Mein ganzes Wesen war in sich vollendet.


This blog has become an ongoing loveletter to Hamburg.
I feel so at home here, but it still surprises me some times. This morning I got up late and walked outside. I got a coffee to go and walked through one of my favourite streets. There was a group of people getting a guided tour. And this is hard to explain but I suddenly felt so very much a part of this city and not at all like a tourist or a visitor. I've felt at home here ever since I set foot on these Hamburgian grounds, but I also felt a lot like all of this was not really mine and that I am just borrowing it all. I borrow this room, I borrow these streets, I borrow my place in the class, I borrow this language, I borrow the people I call friends here, I borrow the german habits I develop, etc... Or that most things are more of other people than of me. This all sounds very possessive but that's not quite what I mean. And I will not even try anymore to explain it because I've been sitting here for half an hour now, coming up with six million metaphors to try to explain this, but they dont work.

I just like the way things go and how I can feel more comfortable everyday and even though I have to leave again soon, it feels good to know that this city has really become much more than just a visiting place. It's also a scary thing. But commitment in any kind of way is scary.
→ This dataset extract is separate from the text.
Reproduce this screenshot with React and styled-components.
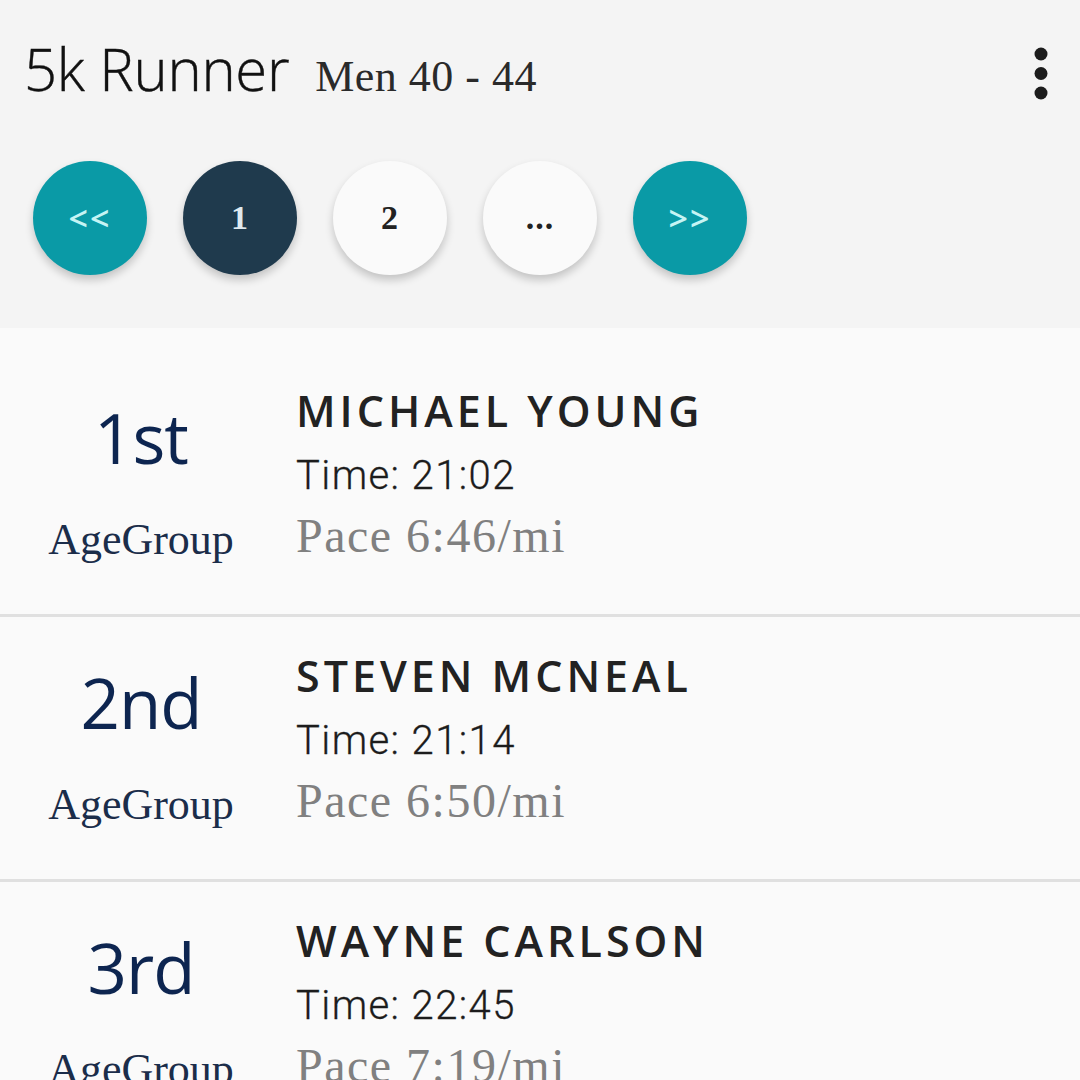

On the photos are two beautiful, crazy minds and two beautiful views and neither of them ever fail to make me feel happy. 

Tuesday, 12 February 2013

371



The tulips have died by now, but tomorrow it's wednesday which means I can get new flowers again (It's always a surprise what they will have every week. On Wednesday they open and then close when they are sold out and open again on wednesday. I like this.)
Staying home, baking, cooking, writing letters, working, and going for a Spaziergang when there is no wetness coming from the sky and the cold doesn't cut through your skin too much.
This beautiful Eindhovian house always makes me feel at home even though it is not really my home.